===== RAW DATA =====
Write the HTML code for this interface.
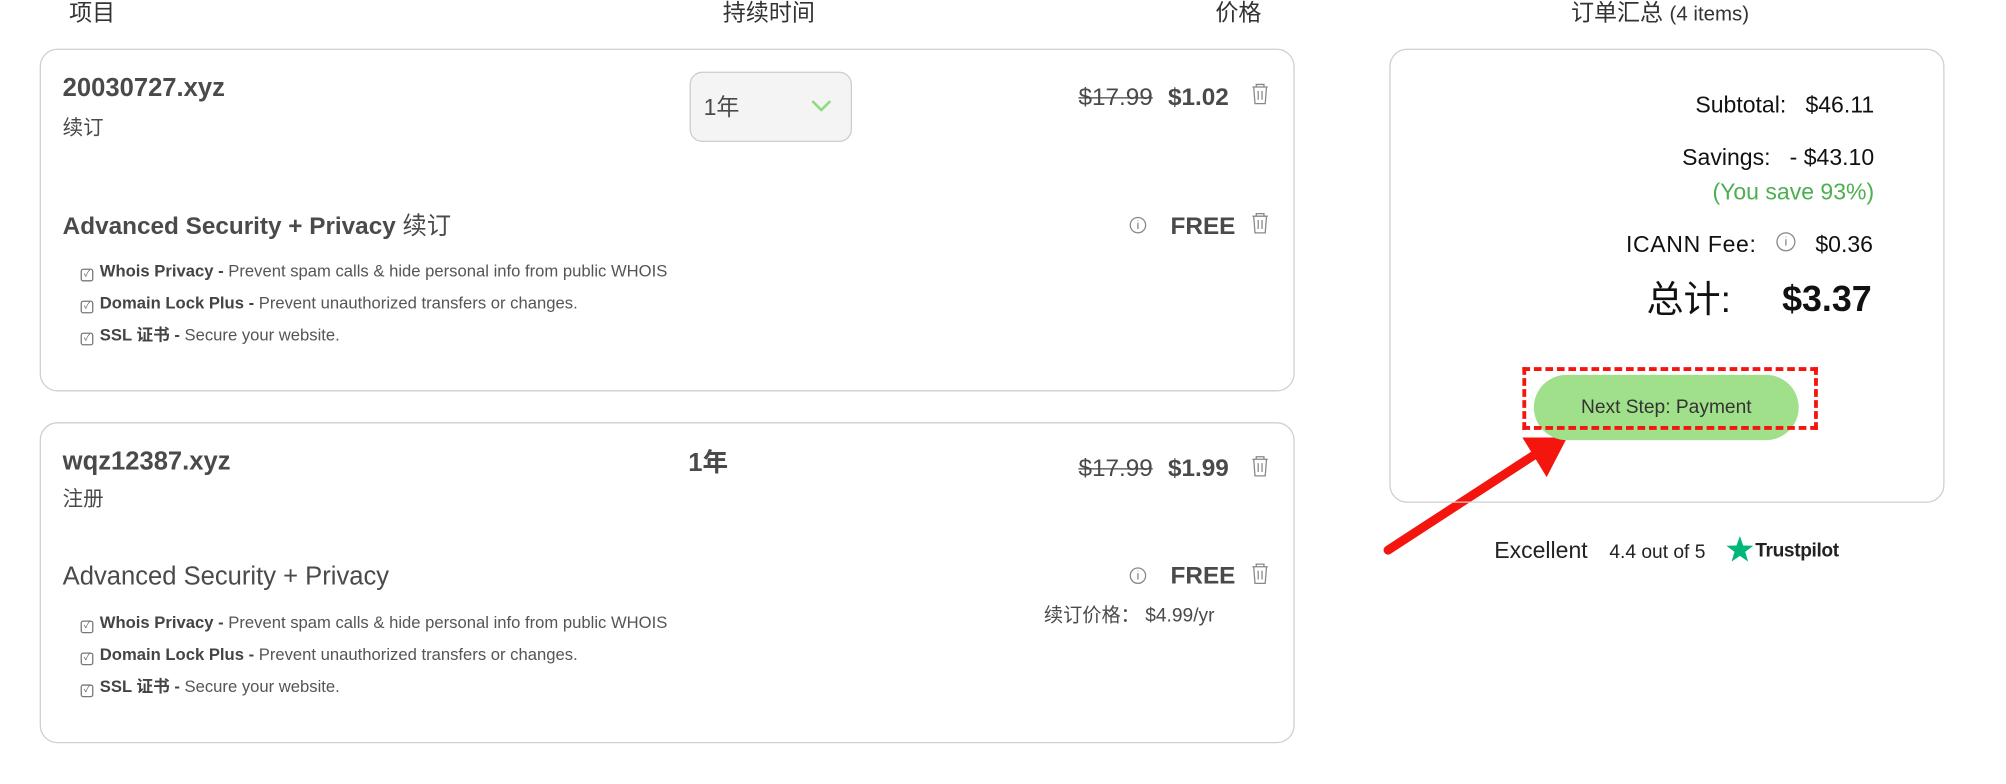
<!DOCTYPE html>
<html><head><meta charset="utf-8"><style>
html,body{margin:0;padding:0;background:#fff;overflow:hidden;width:2006px;height:784px}
#w{position:absolute;left:0;top:0;width:1568px;height:613px;transform:scale(1.2793);transform-origin:0 0;font-family:"Liberation Sans","Noto Sans CJK SC",sans-serif;color:#4a4a4a;line-height:1.2}
.a{position:absolute;white-space:nowrap}
.card{position:absolute;border:1px solid #cfcfcf;border-radius:14px;box-sizing:border-box}
.b{font-weight:bold}
.s{text-decoration:line-through;font-size:19px}
.li{font-size:13px;color:#555}
.li b{color:#444}
.cb{display:inline-block;width:8px;height:8px;border:1px solid #777;border-radius:2px;margin-right:5px;vertical-align:0;font-size:7px;line-height:8px;text-align:center}
.r{text-align:right}
</style></head><body><div id="w">
<div class="a" style="left:54px;top:0px;font-size:18px;color:#333">项目</div>
<div class="a" style="left:565px;top:0px;font-size:18px;color:#333">持续时间</div>
<div class="a" style="left:950px;top:0px;font-size:18px;color:#333">价格</div>
<div class="a" style="left:1228px;top:0px;font-size:18px;color:#333">订单汇总 <span style="font-size:16px">(4 items)</span></div>

<div class="card" style="left:31px;top:38px;width:981px;height:268px"></div>
<div class="a b" style="left:49px;top:57px;font-size:20px">20030727.xyz</div>
<div class="a" style="left:49px;top:91px;font-size:16px">续订</div>
<div class="a" style="left:539px;top:56px;width:127px;height:55px;box-sizing:border-box;border:1px solid #ccc;border-radius:10px;background:#f4f4f4"></div>
<div class="a" style="left:550px;top:74px;font-size:18px">1年</div>
<svg class="a" style="left:633px;top:77px" width="18" height="12"><path d="M2 2 L9 9 L16 2" fill="none" stroke="#8fdc7e" stroke-width="2"/></svg>
<div class="a s" style="left:843px;top:66px">$17.99</div>
<div class="a b" style="left:913px;top:66px;font-size:19px">$1.02</div>
<div class="a b" style="left:49px;top:167px;font-size:19px">Advanced Security + Privacy <span style="font-weight:normal">续订</span></div>
<div class="a b" style="left:915px;top:167px;font-size:19px">FREE</div>
<div class="a li" style="left:63px;top:204px"><span class="cb">✓</span><b>Whois Privacy -</b> Prevent spam calls &amp; hide personal info from public WHOIS</div>
<div class="a li" style="left:63px;top:229px"><span class="cb">✓</span><b>Domain Lock Plus -</b> Prevent unauthorized transfers or changes.</div>
<div class="a li" style="left:63px;top:254px"><span class="cb">✓</span><b>SSL 证书 -</b> Secure your website.</div>

<div class="card" style="left:31px;top:330px;width:981px;height:251px"></div>
<div class="a b" style="left:49px;top:349px;font-size:20px">wqz12387.xyz</div>
<div class="a" style="left:49px;top:381px;font-size:16px">注册</div>
<div class="a b" style="left:538px;top:350px;font-size:20px">1年</div>
<div class="a s" style="left:843px;top:356px">$17.99</div>
<div class="a b" style="left:913px;top:356px;font-size:19px">$1.99</div>
<div class="a" style="left:49px;top:439px;font-size:20px">Advanced Security + Privacy</div>
<div class="a b" style="left:915px;top:440px;font-size:19px">FREE</div>
<div class="a" style="left:816px;top:473px;font-size:15px">续订价格： $4.99/yr</div>
<div class="a li" style="left:63px;top:479px"><span class="cb">✓</span><b>Whois Privacy -</b> Prevent spam calls &amp; hide personal info from public WHOIS</div>
<div class="a li" style="left:63px;top:504px"><span class="cb">✓</span><b>Domain Lock Plus -</b> Prevent unauthorized transfers or changes.</div>
<div class="a li" style="left:63px;top:529px"><span class="cb">✓</span><b>SSL 证书 -</b> Secure your website.</div>

<svg class="a" style="left:0;top:0" width="1568" height="613">
<g fill="none" stroke="#888" stroke-width="1">
<g id="t"><path d="M979 68h12M982 68v-2h6v2M980 68l1 13h8l1-13M983.5 71v7M986.5 71v7"/></g>
<use href="#t" y="101"/><use href="#t" y="291"/><use href="#t" y="375"/>
<circle cx="889.5" cy="176" r="6"/><path d="M889.5 174v5M889.5 172v.5"/>
<circle cx="889.5" cy="450" r="6"/><path d="M889.5 448v5M889.5 446v.5"/>
<circle cx="1396" cy="189" r="7"/><path d="M1396 187v5M1396 185v.5"/>
</g>
<path d="M1085 430 L1208 350" stroke="#f5150f" stroke-width="7" stroke-linecap="round"/>
<path d="M1225 342 L1190 342 L1209 373 Z" fill="#f5150f"/>
<path d="M1360 419 l2.6 7.4 7.9.2-6.3 4.8 2.3 7.6-6.5-4.5-6.5 4.5 2.3-7.6-6.3-4.8 7.9-.2z" fill="#00b67a"/>
</svg>

<div class="card" style="left:1086px;top:38px;width:434px;height:355px"></div>
<div class="a r" style="right:103px;top:72px;font-size:18px;color:#111">Subtotal:&nbsp;&nbsp;&nbsp;$46.11</div>
<div class="a r" style="right:103px;top:113px;font-size:18px;color:#111">Savings:&nbsp;&nbsp;&nbsp;- $43.10</div>
<div class="a r" style="right:103px;top:140px;font-size:18px;color:#4caf50">(You save 93%)</div>
<div class="a" style="left:1271px;top:181px;font-size:18px;color:#111;letter-spacing:0.5px">ICANN Fee:</div>
<div class="a" style="left:1419px;top:181px;font-size:18px;color:#111">$0.36</div>
<div class="a" style="left:1287px;top:221px;font-size:29px;color:#111;line-height:1">总计:</div>
<div class="a b" style="left:1393px;top:220px;font-size:28px;color:#111;line-height:1">$3.37</div>
<div class="a" style="left:1199px;top:293px;width:207px;height:51px;border-radius:26px;background:#a1e08b;color:#333;font-size:15px;text-align:center;line-height:51px">Next Step: Payment</div>
<div class="a" style="left:1190px;top:287px;width:231px;height:49px;box-sizing:border-box;border:3px dashed #f5150f"></div>
<div class="a" style="left:1168px;top:420px;font-size:18px;color:#222">Excellent</div>
<div class="a" style="left:1258px;top:423px;font-size:15px;color:#222">4.4 out of 5</div>
<div class="a b" style="left:1372px;top:422px;font-size:15px;color:#222;letter-spacing:-0.3px">Trustpilot</div>
</div></body></html>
=====
Reproduce the listing word for word and omit its pictures.

Write the HTML code for this interface.
<!DOCTYPE html>
<html><head><meta charset="utf-8"><style>
html,body{margin:0;padding:0;background:#fff;overflow:hidden;width:2006px;height:784px}
#w{position:absolute;left:0;top:0;width:1568px;height:613px;transform:scale(1.2793);transform-origin:0 0;font-family:"Liberation Sans","Noto Sans CJK SC",sans-serif;color:#4a4a4a;line-height:1.2}
.a{position:absolute;white-space:nowrap}
.card{position:absolute;border:1px solid #cfcfcf;border-radius:14px;box-sizing:border-box}
.b{font-weight:bold}
.s{text-decoration:line-through;font-size:19px}
.li{font-size:13px;color:#555}
.li b{color:#444}
.cb{display:inline-block;width:8px;height:8px;border:1px solid #777;border-radius:2px;margin-right:5px;vertical-align:0;font-size:7px;line-height:8px;text-align:center}
.r{text-align:right}
</style></head><body><div id="w">
<div class="a" style="left:54px;top:0px;font-size:18px;color:#333">项目</div>
<div class="a" style="left:565px;top:0px;font-size:18px;color:#333">持续时间</div>
<div class="a" style="left:950px;top:0px;font-size:18px;color:#333">价格</div>
<div class="a" style="left:1228px;top:0px;font-size:18px;color:#333">订单汇总 <span style="font-size:16px">(4 items)</span></div>

<div class="card" style="left:31px;top:38px;width:981px;height:268px"></div>
<div class="a b" style="left:49px;top:57px;font-size:20px">20030727.xyz</div>
<div class="a" style="left:49px;top:91px;font-size:16px">续订</div>
<div class="a" style="left:539px;top:56px;width:127px;height:55px;box-sizing:border-box;border:1px solid #ccc;border-radius:10px;background:#f4f4f4"></div>
<div class="a" style="left:550px;top:74px;font-size:18px">1年</div>
<svg class="a" style="left:633px;top:77px" width="18" height="12"><path d="M2 2 L9 9 L16 2" fill="none" stroke="#8fdc7e" stroke-width="2"/></svg>
<div class="a s" style="left:843px;top:66px">$17.99</div>
<div class="a b" style="left:913px;top:66px;font-size:19px">$1.02</div>
<div class="a b" style="left:49px;top:167px;font-size:19px">Advanced Security + Privacy <span style="font-weight:normal">续订</span></div>
<div class="a b" style="left:915px;top:167px;font-size:19px">FREE</div>
<div class="a li" style="left:63px;top:204px"><span class="cb">✓</span><b>Whois Privacy -</b> Prevent spam calls &amp; hide personal info from public WHOIS</div>
<div class="a li" style="left:63px;top:229px"><span class="cb">✓</span><b>Domain Lock Plus -</b> Prevent unauthorized transfers or changes.</div>
<div class="a li" style="left:63px;top:254px"><span class="cb">✓</span><b>SSL 证书 -</b> Secure your website.</div>

<div class="card" style="left:31px;top:330px;width:981px;height:251px"></div>
<div class="a b" style="left:49px;top:349px;font-size:20px">wqz12387.xyz</div>
<div class="a" style="left:49px;top:381px;font-size:16px">注册</div>
<div class="a b" style="left:538px;top:350px;font-size:20px">1年</div>
<div class="a s" style="left:843px;top:356px">$17.99</div>
<div class="a b" style="left:913px;top:356px;font-size:19px">$1.99</div>
<div class="a" style="left:49px;top:439px;font-size:20px">Advanced Security + Privacy</div>
<div class="a b" style="left:915px;top:440px;font-size:19px">FREE</div>
<div class="a" style="left:816px;top:473px;font-size:15px">续订价格： $4.99/yr</div>
<div class="a li" style="left:63px;top:479px"><span class="cb">✓</span><b>Whois Privacy -</b> Prevent spam calls &amp; hide personal info from public WHOIS</div>
<div class="a li" style="left:63px;top:504px"><span class="cb">✓</span><b>Domain Lock Plus -</b> Prevent unauthorized transfers or changes.</div>
<div class="a li" style="left:63px;top:529px"><span class="cb">✓</span><b>SSL 证书 -</b> Secure your website.</div>

<svg class="a" style="left:0;top:0" width="1568" height="613">
<g fill="none" stroke="#888" stroke-width="1">
<g id="t"><path d="M979 68h12M982 68v-2h6v2M980 68l1 13h8l1-13M983.5 71v7M986.5 71v7"/></g>
<use href="#t" y="101"/><use href="#t" y="291"/><use href="#t" y="375"/>
<circle cx="889.5" cy="176" r="6"/><path d="M889.5 174v5M889.5 172v.5"/>
<circle cx="889.5" cy="450" r="6"/><path d="M889.5 448v5M889.5 446v.5"/>
<circle cx="1396" cy="189" r="7"/><path d="M1396 187v5M1396 185v.5"/>
</g>
<path d="M1085 430 L1208 350" stroke="#f5150f" stroke-width="7" stroke-linecap="round"/>
<path d="M1225 342 L1190 342 L1209 373 Z" fill="#f5150f"/>
<path d="M1360 419 l2.6 7.4 7.9.2-6.3 4.8 2.3 7.6-6.5-4.5-6.5 4.5 2.3-7.6-6.3-4.8 7.9-.2z" fill="#00b67a"/>
</svg>

<div class="card" style="left:1086px;top:38px;width:434px;height:355px"></div>
<div class="a r" style="right:103px;top:72px;font-size:18px;color:#111">Subtotal:&nbsp;&nbsp;&nbsp;$46.11</div>
<div class="a r" style="right:103px;top:113px;font-size:18px;color:#111">Savings:&nbsp;&nbsp;&nbsp;- $43.10</div>
<div class="a r" style="right:103px;top:140px;font-size:18px;color:#4caf50">(You save 93%)</div>
<div class="a" style="left:1271px;top:181px;font-size:18px;color:#111;letter-spacing:0.5px">ICANN Fee:</div>
<div class="a" style="left:1419px;top:181px;font-size:18px;color:#111">$0.36</div>
<div class="a" style="left:1287px;top:221px;font-size:29px;color:#111;line-height:1">总计:</div>
<div class="a b" style="left:1393px;top:220px;font-size:28px;color:#111;line-height:1">$3.37</div>
<div class="a" style="left:1199px;top:293px;width:207px;height:51px;border-radius:26px;background:#a1e08b;color:#333;font-size:15px;text-align:center;line-height:51px">Next Step: Payment</div>
<div class="a" style="left:1190px;top:287px;width:231px;height:49px;box-sizing:border-box;border:3px dashed #f5150f"></div>
<div class="a" style="left:1168px;top:420px;font-size:18px;color:#222">Excellent</div>
<div class="a" style="left:1258px;top:423px;font-size:15px;color:#222">4.4 out of 5</div>
<div class="a b" style="left:1372px;top:422px;font-size:15px;color:#222;letter-spacing:-0.3px">Trustpilot</div>
</div></body></html>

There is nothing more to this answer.